Alastair Reynolds: Ternminal World (2010)

Edition: Gollancz, 2010
Review number: 1400

Many science fiction novels are in a way more about their setting than anything else: it is something that non-fans tend to dislike about the genre. The best of them, of course, make the setting the core of a wider, rounded, story. Where this core is an artefact, it is referred to in science fiction fandom as a "Big Dumb Object" or BDO, for which the prototype is Larry Niven's Ringworld (see the article in the TV Tropes WIKI for other famous examples). BDOs are usually alien artefacts being investigated by human explorers, and Reynolds has already written some stories of this type, such as Absolution Gap and his debut Revelation Space.

Terminal World is a slightly different kind of BDO story. Spearpoint is a huge, decaying city, towering over its surroundings. Both the city and its environs are divided into shifting Zones, where different levels of technology can work, including one known as the Bane which is so inimical that not even basic forms of life can survive. Both Spearpoint and the Zones are human artefacts, but not ones which the current inhabitants, not even the nano-technology using "angels" of the upper levels of the city, can now understand.

Doctor Quillon, the main character of Terminal World, is a renegade angel, product of an experiment by these people - already drastically changed from their human ancestry - to modify themselves so that they could live in the lower levels of Spearpoint. When it seems that his past is about to catch up with him, Quillon escapes from the city and begins a journey across the strange fractured landscape outside the city. While the doctor is quite a well realised character, this journey, the main part of Terminal World, is more about making it possible for the reader to see more of the Zones and the different cultures which have grown up with each level of permissible technology.

This is a pity, as it means that the plot is pretty rudimentary, just a framework to illustrate the Zones in a way that is less interesting than it could be: I think that the way they affect life in Spearpoint is more interesting than what it is like outside the city. The image of a sophisticated cyborg effectively chaining himself to a boiler room in order to use steam power, while unlikely, is intriguing; while that of the Swarm, a loose federation of airship fliers, is much less so. Some of the plot doesn't quite hold together: for example, the leader of the Swarm has recently developed a means of producing large quantities of medicine which helps humans deal with the physiological effects of the passage from one Zone to another just at the time when a major humanitarian crisis caused by shifting Zones in Spearpoint means that it is urgently needed. A journey of discovery like this is typical of BDO stories, but I would have preferred a plot which remained in the fascinating city; this would perhaps have made Terminal City seem rather like one of China MiƩville's novels, but that would not necessarily be a bad thing.
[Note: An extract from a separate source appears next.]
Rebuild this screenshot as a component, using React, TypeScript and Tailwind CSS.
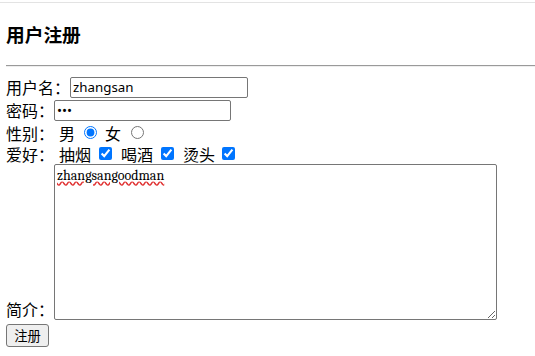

The ideas behind Terminal World are connected with quantum dynamics. In each of the Zones, it appears that the basic structure of matter is slightly different, which means that technologies which rely on, say, electricity may not work in some of them. I don't think the rules are applied quite consistently: how different are the electrical currents in the wire connecting a slight switch and a bulb from the signals in animal nervous systems at a fundamental physical level? So perhaps quantum mechanics - which is suggested by one of the characters in the novel as a possible explanation for the Zones - is not actually behind Reynolds' concept at all, but a red herring.
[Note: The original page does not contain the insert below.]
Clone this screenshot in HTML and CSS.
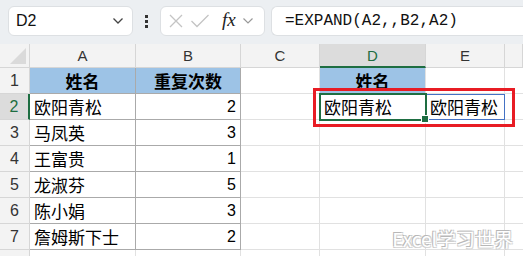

However, it does fit in with something else: the role of the tectomancers. These are characters with some kind of mental connection to the Zones. They can move the Zone boundaries, and are persecuted and feared as witches or dismissed as legends. One of the more mysterious aspects of quantum mechanics is the role of an observer, whose intervention is required to collaps a statistical description of a phenomenon (the probability that a particle is in a volume of space) to a physical one (the knowledge whether or not the particle is in that volume). Tectomancers seem to be a kind of super-observer, able not just to affect the collapse of the quantum state vector but the rules which define it.
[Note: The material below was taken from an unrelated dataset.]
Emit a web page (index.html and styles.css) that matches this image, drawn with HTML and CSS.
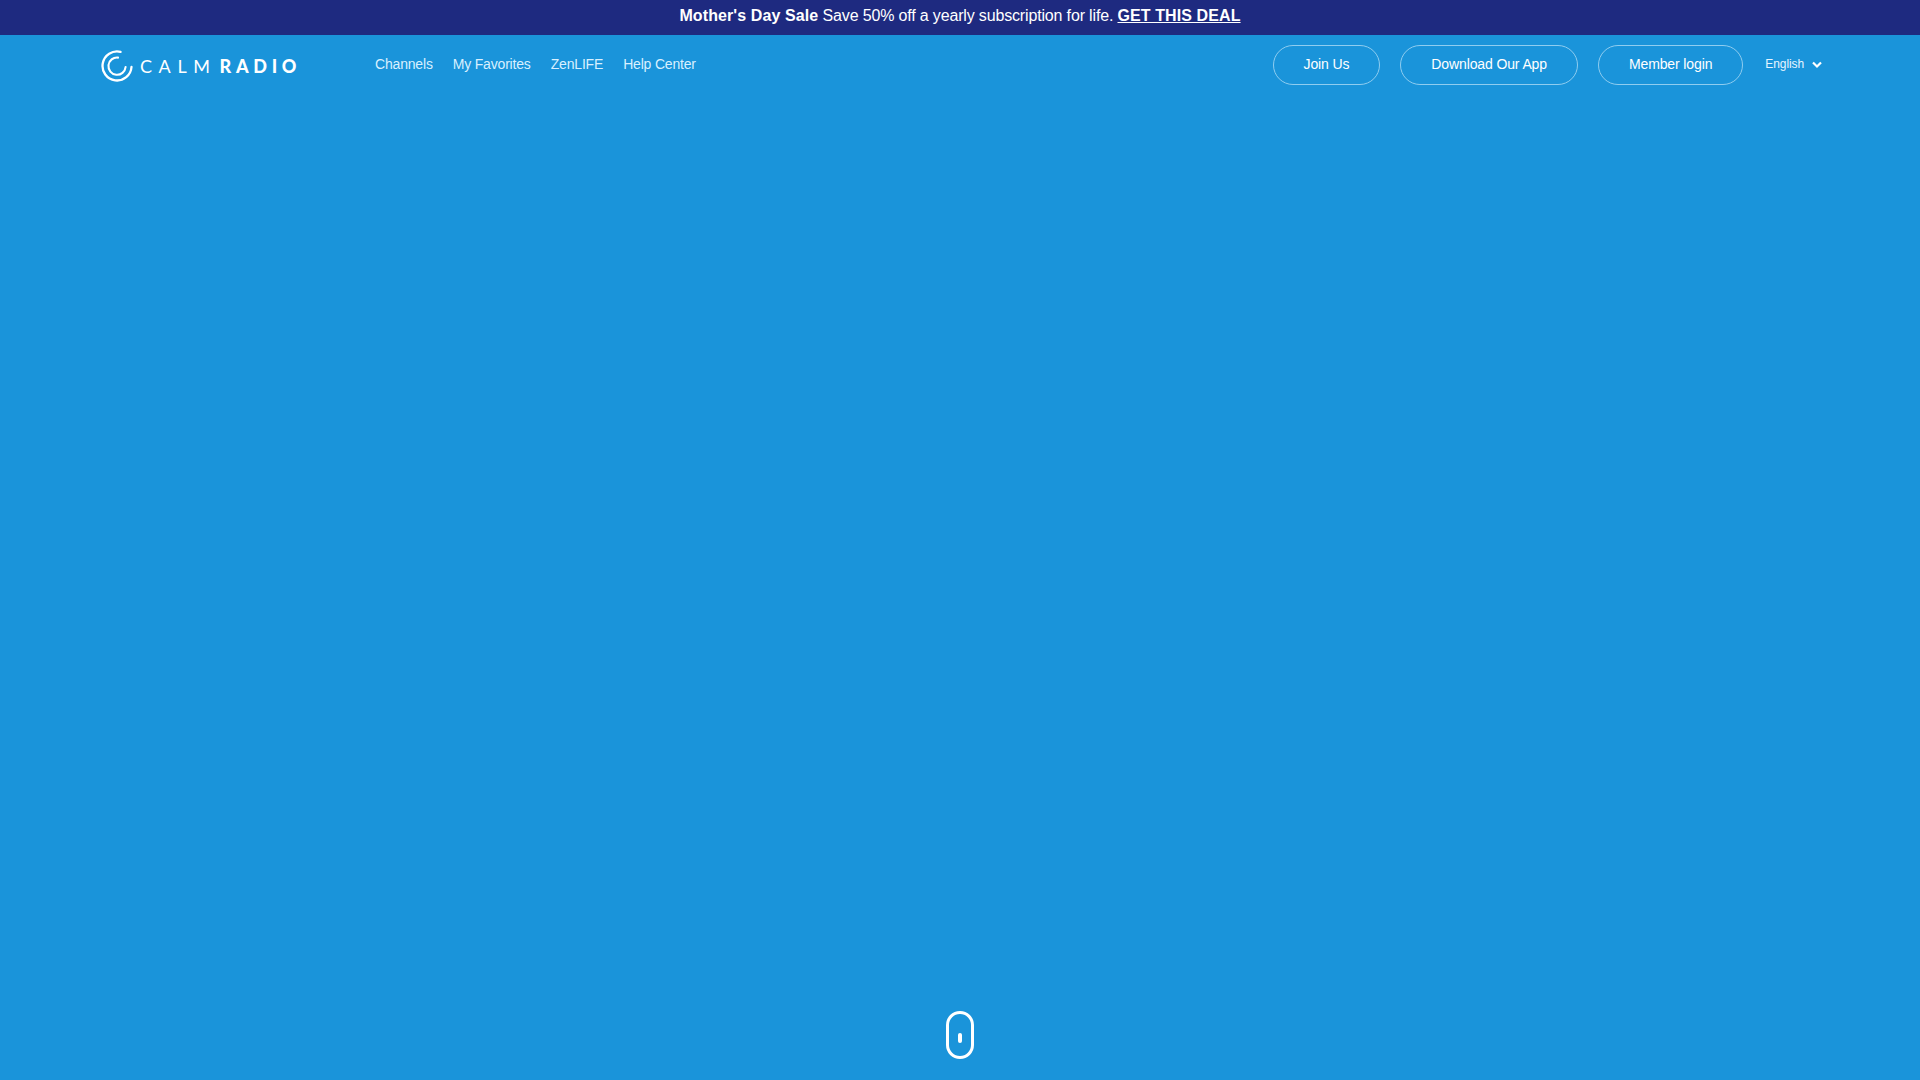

In the end, the combination of one or two good characters, an interesting BDO, and some ideas about quantum mechanics are not enough for Terminal World to be a great science fiction novel. Part of the problem is that none of the characters really understand the Zones, so the reader is not left with much information to work out what they really are, and part is the abandonment of the city for the middle section of the novel. Other questions - such as whether Spearpoint is built on the Earth of the far future, or elsewhere - are left undiscussed, perhaps to provide material for a sequel. Terminal World does make an interesting change from the space opera for which Reynolds is most well known, and is well worth reading by fans of the author. My rating: 6/10.